Heather Conway, the CBC’s executive Vice President has answered some of these questions, she has also told staff that the corporation is “limited” in what it can say? What can’t be talked about and why not, given the CBC’s vigorous commitment to a safe and healthy workplace?

Meanwhile, the judgement in the court of public opinion has solidly shifted against Jian Ghomeshi. As in the Mount Cashel case, the witnesses against him have evolved. The sheer number of victims increases with each fresh telling of the tale of alleged violent unexpected physical and sexual attacks by Ghomeshi.

That led the police to appeal for complainants to step forward. The call was answered. Three women have lodged official complaints, and a criminal investigation is now underway into the darker shadows of rough sex Jian Ghomeshi-style.

Not only is Ghomeshi clothed in the presumption of innocence, there are no charges against him. As Jesse Brown put it, this story has far to go. Along the way, both sides will have their cheering sections, though Gomeshi’s is getting smaller by the day.

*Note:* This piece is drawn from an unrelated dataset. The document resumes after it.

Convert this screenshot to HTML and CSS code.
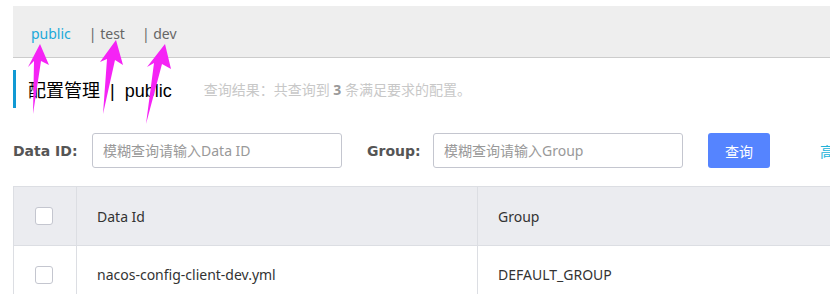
FILE: index.html
```html
<!DOCTYPE html>
<html>
    <head>
        <title>配置管理 - Nacos</title>
        <meta charset="utf-8">
        <link rel="stylesheet" href="styles.css">
    </head>
    <body>
        <div class="page">

            <div class="nsbar">
                <span class="ns active">public</span>
                <span class="ns">| test</span>
                <span class="ns">| dev</span>
            </div>

            <div class="title">
                <h1>配置管理<span class="sep">|</span>public</h1>
                <span class="summary">查询结果：共查询到 <b>3</b> 条满足要求的配置。</span>
            </div>

            <form class="search">
                <label for="dataId">Data ID:</label>
                <input type="text" id="dataId" placeholder="模糊查询请输入Data ID">
                <label for="group">Group:</label>
                <input type="text" id="group" placeholder="模糊查询请输入Group">
                <input class="btn" type="button" value="查询">
                <a class="advanced" href="#">高级查询</a>
            </form>

            <table class="configs">
                <tr class="head">
                    <th class="check"><span class="box"></span></th>
                    <th class="dataid">Data Id</th>
                    <th>Group</th>
                </tr>
                <tr>
                    <td class="check"><span class="box"></span></td>
                    <td>nacos-config-client-dev.yml</td>
                    <td>DEFAULT_GROUP</td>
                </tr>
            </table>

        </div>

        <!-- annotation arrows drawn over the screenshot -->
        <svg class="arrows" width="830" height="294" viewBox="0 0 830 294">
            <polygon points="40,44 49,65 41,61 33,114 34,61 28,67" />
            <polygon points="116,40 123,65 115,60 103,114 107,59 100,62" />
            <polygon points="165,44 171,69 162,64 146,124 154,63 147,67" />
        </svg>
    </body>
</html>
```
FILE: styles.css
```css
*{
    margin: 0;
    padding: 0;
    box-sizing: border-box;
}

body{
    font-family: "Noto Sans", "Noto Sans CJK SC", sans-serif;
    color: #333;
    overflow: hidden;
}

.page{
    width: 1100px;
    padding: 6px 0 0 13px;
}

.nsbar{
    display: flex;
    align-items: center;
    height: 52px;
    padding: 3px 0 0 18px;
    background-color: #eeeeee;
    border-bottom: 1px solid #cccccc;
    font-size: 14px;
}

.ns{
    color: #666;
    margin-right: 17px;
}

.ns.active{
    color: #21a9d9;
    margin-right: 18px;
}

.title{
    display: flex;
    align-items: center;
    height: 38px;
    margin-top: 12px;
    padding-left: 12px;
    border-left: 3px solid #1199d3;
}

h1{
    font-family: "Liberation Sans", "Noto Sans CJK SC", sans-serif;
    font-size: 18px;
    font-weight: normal;
    color: #000;
}

.sep{
    margin: 0 10px;
}

.summary{
    margin-left: 32px;
    font-size: 14px;
    color: #c8c8c8;
}

.summary b{
    color: #999;
}

.search{
    display: flex;
    align-items: center;
    height: 35px;
    margin-top: 25px;
}

label{
    font-family: "DejaVu Sans", sans-serif;
    font-size: 14px;
    font-weight: bold;
    color: #555;
    width: 79px;
}

label[for=group]{
    width: 66px;
}

input[type=text]{
    width: 250px;
    height: 35px;
    margin-right: 25px;
    padding: 0 10px;
    border: 1px solid #c4c6cf;
    border-radius: 3px;
    font-family: inherit;
    font-size: 14px;
    color: #333;
}

input::placeholder{
    color: #999;
}

.btn{
    width: 62px;
    height: 35px;
    border: none;
    border-radius: 3px;
    background-color: #5584ff;
    color: #fff;
    font-family: inherit;
    font-size: 14px;
}

.advanced{
    margin-left: 50px;
    font-size: 14px;
    color: #21b3d9;
    text-decoration: none;
}

.configs{
    margin-top: 18px;
    width: 1000px;
    border-collapse: collapse;
    border-left: 1px solid #dcdee3;
    border-top: 1px solid #dcdee3;
    font-size: 14px;
    color: #333;
}

th, td{
    text-align: left;
    font-weight: normal;
    padding: 0 20px;
    border-right: 1px solid #dcdee3;
    border-bottom: 1px solid #dcdee3;
}

.head{
    height: 59px;
    background-color: #ebecf0;
}

td{
    height: 58px;
}

.check{
    width: 63px;
    padding: 0 21px;
}

.dataid{
    width: 401px;
}

.box{
    display: block;
    width: 18px;
    height: 18px;
    background-color: #fff;
    border: 1px solid #c4c6cf;
    border-radius: 3px;
}

.arrows{
    position: absolute;
    top: 0;
    left: 0;
    pointer-events: none;
}

.arrows polygon{
    fill: #f523f5;
}
```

In the Mount Cashel case, some staunch Catholics stood up for the Church against what they thought was a band of pretend victims exaggerating their experiences in the quest for cash. Others championed the boys of Mount Cashel against a church that was party to their abuse by knowingly hiding their abusers and sweeping the whole thing under the rug.

In the Ghomeshi affair, or Jiangate as it is being referred to on Twitter, there are some who think he is just a kinky celebrity who has been victimized by a string of jilted acquaintances. A growing contingent, sees him as a sexual predator who has serially abused women and must face the consequences of his deeds.

Huge issues are at play here, from the protection of women to the privacy of the bedroom, from informed consent to egregious assault, from celebrityhood, fandom, and the right to work to predation, sexual opportunism, and abuse of power.

Court is the only place where the truth, ugly or otherwise, will be making an appearance — and that is a process already started by the star of the show, Jian Gomeshi.